+++ MATERIAL +++
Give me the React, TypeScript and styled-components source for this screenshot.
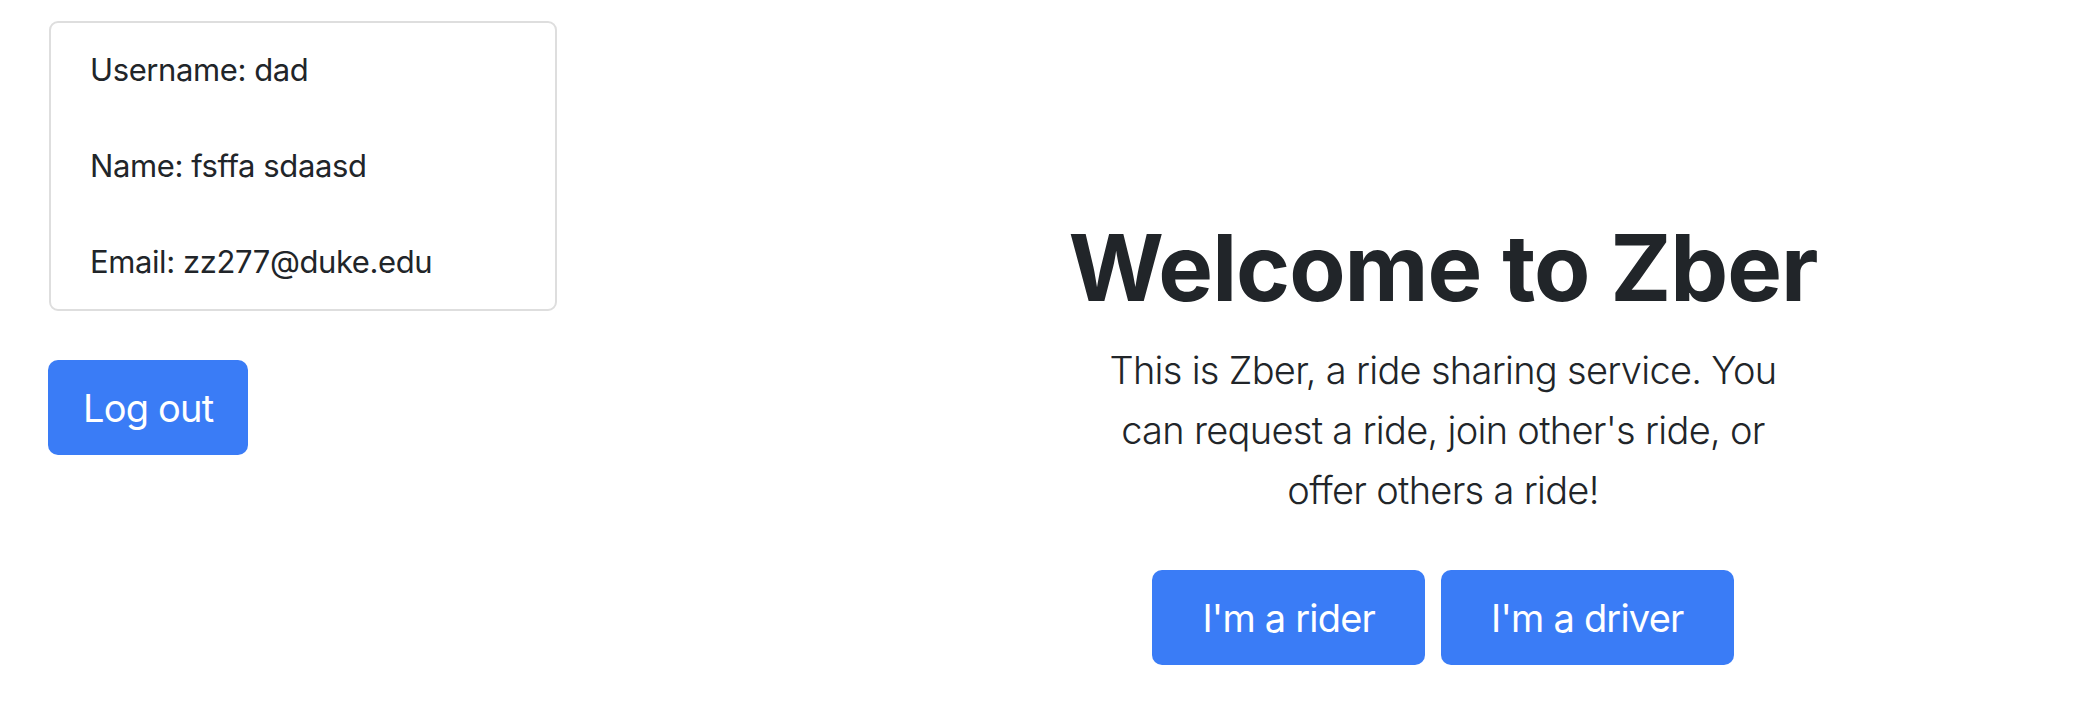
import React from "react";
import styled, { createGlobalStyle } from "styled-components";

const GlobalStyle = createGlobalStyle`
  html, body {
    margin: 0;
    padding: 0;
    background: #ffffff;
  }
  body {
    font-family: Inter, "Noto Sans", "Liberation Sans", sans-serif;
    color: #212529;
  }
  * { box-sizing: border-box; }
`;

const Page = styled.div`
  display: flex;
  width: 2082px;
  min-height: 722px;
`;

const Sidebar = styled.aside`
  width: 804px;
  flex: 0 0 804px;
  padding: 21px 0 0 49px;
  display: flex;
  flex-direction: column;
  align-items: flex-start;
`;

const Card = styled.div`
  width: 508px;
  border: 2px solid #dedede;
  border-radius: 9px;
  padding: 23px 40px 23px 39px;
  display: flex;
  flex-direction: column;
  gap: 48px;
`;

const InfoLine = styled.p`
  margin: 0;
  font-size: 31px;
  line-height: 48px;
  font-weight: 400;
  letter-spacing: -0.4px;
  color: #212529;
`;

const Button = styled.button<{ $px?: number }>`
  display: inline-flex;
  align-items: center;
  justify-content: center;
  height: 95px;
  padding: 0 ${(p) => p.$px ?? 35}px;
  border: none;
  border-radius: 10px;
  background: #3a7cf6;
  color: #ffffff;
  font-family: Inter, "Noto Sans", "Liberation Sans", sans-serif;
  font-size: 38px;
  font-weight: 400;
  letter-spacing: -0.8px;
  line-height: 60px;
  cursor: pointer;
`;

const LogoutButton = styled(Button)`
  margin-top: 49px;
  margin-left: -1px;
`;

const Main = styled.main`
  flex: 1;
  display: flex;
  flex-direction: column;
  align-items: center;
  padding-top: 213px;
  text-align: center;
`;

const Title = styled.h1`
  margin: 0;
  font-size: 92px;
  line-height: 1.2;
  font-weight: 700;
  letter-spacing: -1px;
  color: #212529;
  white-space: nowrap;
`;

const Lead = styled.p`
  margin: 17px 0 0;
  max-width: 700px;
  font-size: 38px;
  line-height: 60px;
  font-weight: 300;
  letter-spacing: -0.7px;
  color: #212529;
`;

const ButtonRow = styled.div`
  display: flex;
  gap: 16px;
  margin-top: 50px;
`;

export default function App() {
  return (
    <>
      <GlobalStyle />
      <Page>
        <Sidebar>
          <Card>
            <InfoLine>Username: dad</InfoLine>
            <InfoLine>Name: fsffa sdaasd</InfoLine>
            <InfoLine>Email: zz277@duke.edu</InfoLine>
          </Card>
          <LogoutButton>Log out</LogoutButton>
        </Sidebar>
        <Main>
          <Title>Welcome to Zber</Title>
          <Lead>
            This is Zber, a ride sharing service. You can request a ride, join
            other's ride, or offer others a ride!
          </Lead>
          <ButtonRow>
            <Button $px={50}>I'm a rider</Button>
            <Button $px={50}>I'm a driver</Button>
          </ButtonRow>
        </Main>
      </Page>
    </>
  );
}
+++
> [YOUR TASK] Give back the whole listing as it stands, minus its pictures.

> [COMPLETE OUTPUT]
Give me the React, TypeScript and styled-components source for this screenshot.
import React from "react";
import styled, { createGlobalStyle } from "styled-components";

const GlobalStyle = createGlobalStyle`
  html, body {
    margin: 0;
    padding: 0;
    background: #ffffff;
  }
  body {
    font-family: Inter, "Noto Sans", "Liberation Sans", sans-serif;
    color: #212529;
  }
  * { box-sizing: border-box; }
`;

const Page = styled.div`
  display: flex;
  width: 2082px;
  min-height: 722px;
`;

const Sidebar = styled.aside`
  width: 804px;
  flex: 0 0 804px;
  padding: 21px 0 0 49px;
  display: flex;
  flex-direction: column;
  align-items: flex-start;
`;

const Card = styled.div`
  width: 508px;
  border: 2px solid #dedede;
  border-radius: 9px;
  padding: 23px 40px 23px 39px;
  display: flex;
  flex-direction: column;
  gap: 48px;
`;

const InfoLine = styled.p`
  margin: 0;
  font-size: 31px;
  line-height: 48px;
  font-weight: 400;
  letter-spacing: -0.4px;
  color: #212529;
`;

const Button = styled.button<{ $px?: number }>`
  display: inline-flex;
  align-items: center;
  justify-content: center;
  height: 95px;
  padding: 0 ${(p) => p.$px ?? 35}px;
  border: none;
  border-radius: 10px;
  background: #3a7cf6;
  color: #ffffff;
  font-family: Inter, "Noto Sans", "Liberation Sans", sans-serif;
  font-size: 38px;
  font-weight: 400;
  letter-spacing: -0.8px;
  line-height: 60px;
  cursor: pointer;
`;

const LogoutButton = styled(Button)`
  margin-top: 49px;
  margin-left: -1px;
`;

const Main = styled.main`
  flex: 1;
  display: flex;
  flex-direction: column;
  align-items: center;
  padding-top: 213px;
  text-align: center;
`;

const Title = styled.h1`
  margin: 0;
  font-size: 92px;
  line-height: 1.2;
  font-weight: 700;
  letter-spacing: -1px;
  color: #212529;
  white-space: nowrap;
`;

const Lead = styled.p`
  margin: 17px 0 0;
  max-width: 700px;
  font-size: 38px;
  line-height: 60px;
  font-weight: 300;
  letter-spacing: -0.7px;
  color: #212529;
`;

const ButtonRow = styled.div`
  display: flex;
  gap: 16px;
  margin-top: 50px;
`;

export default function App() {
  return (
    <>
      <GlobalStyle />
      <Page>
        <Sidebar>
          <Card>
            <InfoLine>Username: dad</InfoLine>
            <InfoLine>Name: fsffa sdaasd</InfoLine>
            <InfoLine>Email: zz277@duke.edu</InfoLine>
          </Card>
          <LogoutButton>Log out</LogoutButton>
        </Sidebar>
        <Main>
          <Title>Welcome to Zber</Title>
          <Lead>
            This is Zber, a ride sharing service. You can request a ride, join
            other's ride, or offer others a ride!
          </Lead>
          <ButtonRow>
            <Button $px={50}>I'm a rider</Button>
            <Button $px={50}>I'm a driver</Button>
          </ButtonRow>
        </Main>
      </Page>
    </>
  );
}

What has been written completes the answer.